Não, não estamos ainda em outubro, mês em que a Feira do Livro transforma a praça numa espécie de Biblioteca de Alexandria. Minha identidade com aquele lugar também não chega a ser tão antiga.
Remonta à década de 70, quando comecei a engatinhar nesta atividade de juntar letrinhas para transformá-las em notícia impressa. Trabalhava na vizinhança da praça, onde estava instalado o jornal que me acolheu como estagiário ainda no tempo em que freqüentava a faculdade de Jornalismo. Cansei de virar noites dedilhando velhas máquinas de escrever e amassando laudas de idéias desaproveitadas.
A compensação era atravessar a praça na madrugada, levando sob o braço um jornal cheirando a tinta, recém saído da rotativa, com minhas impressões digitais em alguma nota de canto de página.
Talvez nenhum leitor viesse a se dar conta da autoria, até mesmo porque dificilmente o texto de um estagiário levaria assinatura. Mas eu sabia que aquela notícia tinha sido elaborada pelo meu cérebro e construída pelos meus dedos. Era um orgulho indescritível.
Mas nada se comparava à travessia da praça nos minutos que se seguiam à chegada do jornal às bancas.

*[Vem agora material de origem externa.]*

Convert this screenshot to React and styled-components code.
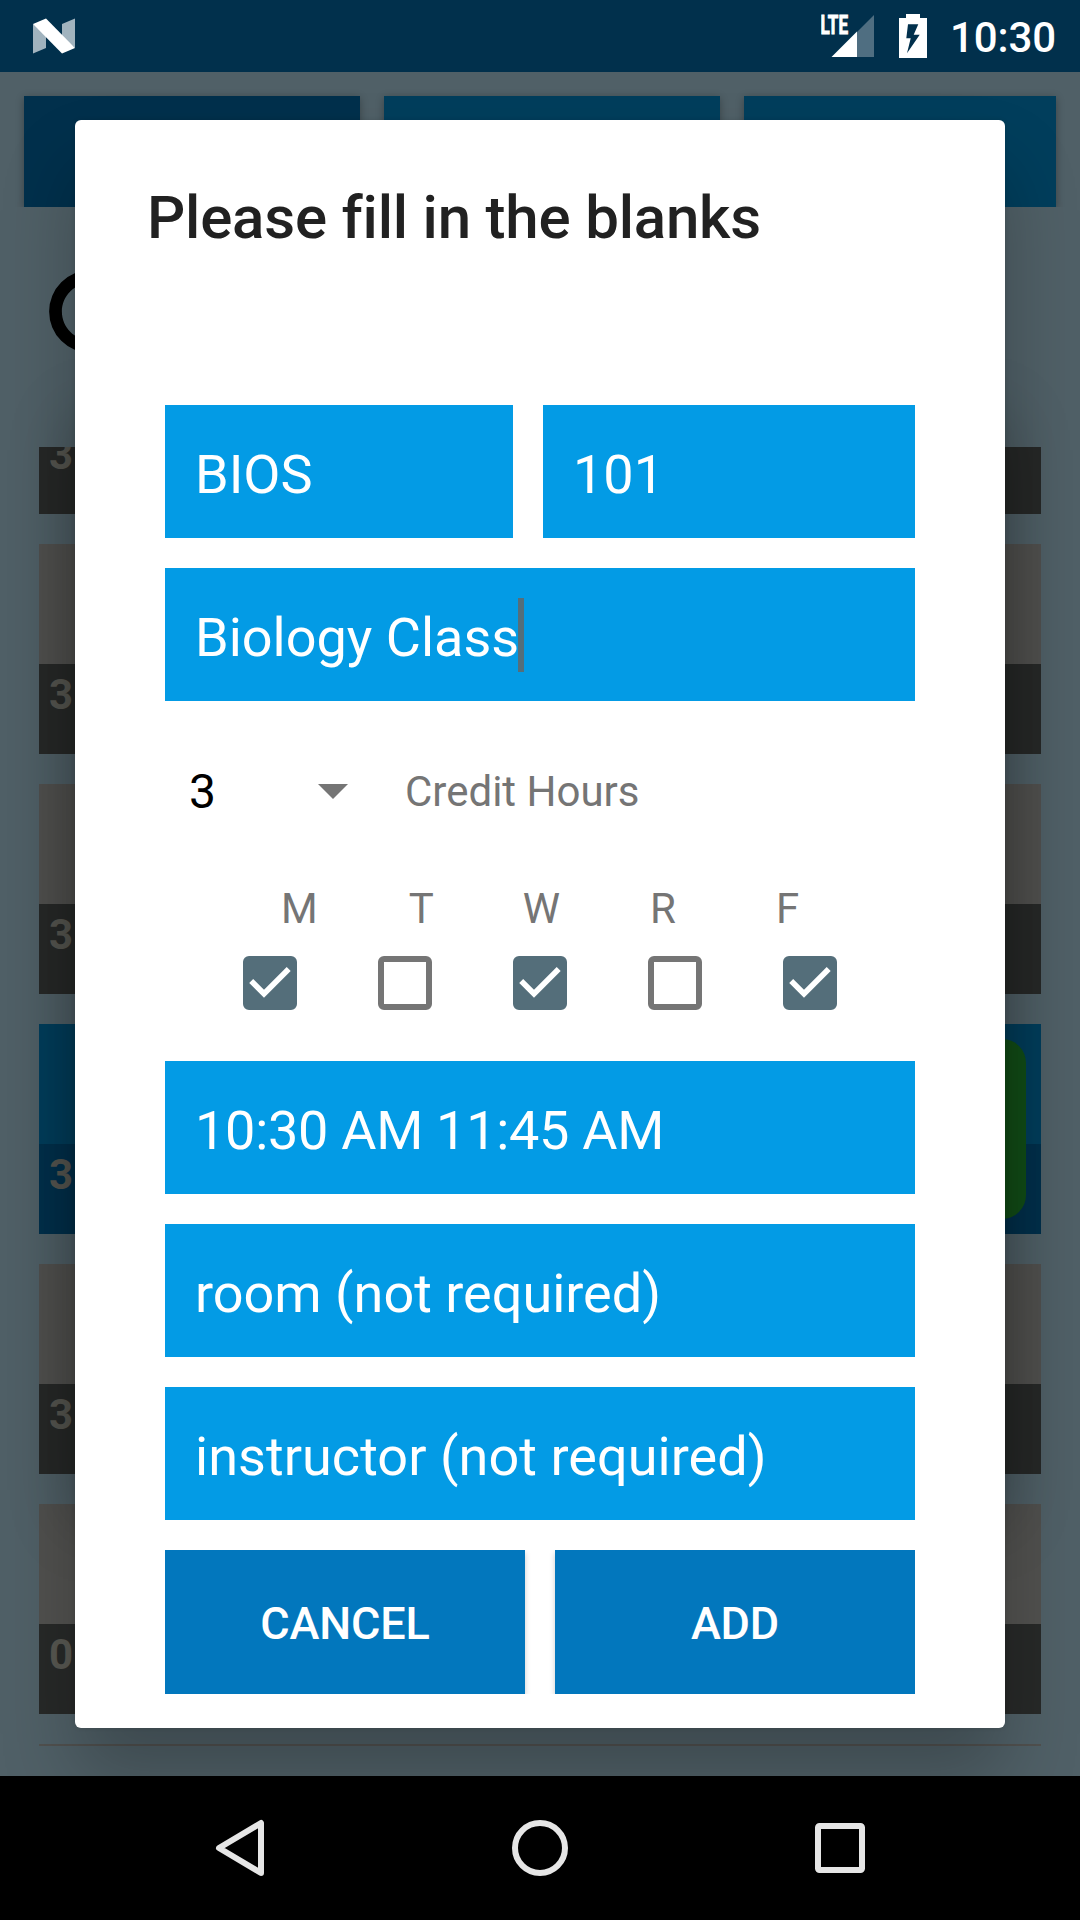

Em cada banco havia um leitor, às vezes mais de um, todos ávidos para conhecer os fatos recém-impressos.
E nós, jornalistas iniciantes, nos esgueirávamos entre eles, com os olhos atentos e o coração aos pulos, tentando localizar algum que estivesse concentrado na nossa página e na nossa notícia.
Foi com este olhar de lembrança que percorri a praça na última quarta-feira. Fiz uma continência imaginária para o General Osório, balbuciei uma educada negativa para os engraxates, observei um movimento de bispo no tabuleiro dos enxadristas e me fixei num homem de cabelos grisalhos que experimentava luvas de couro na feira de artesanato.
Não posso afirmar com certeza, mas acho que já vi aquelas mãos folheando um jornal de antigamente.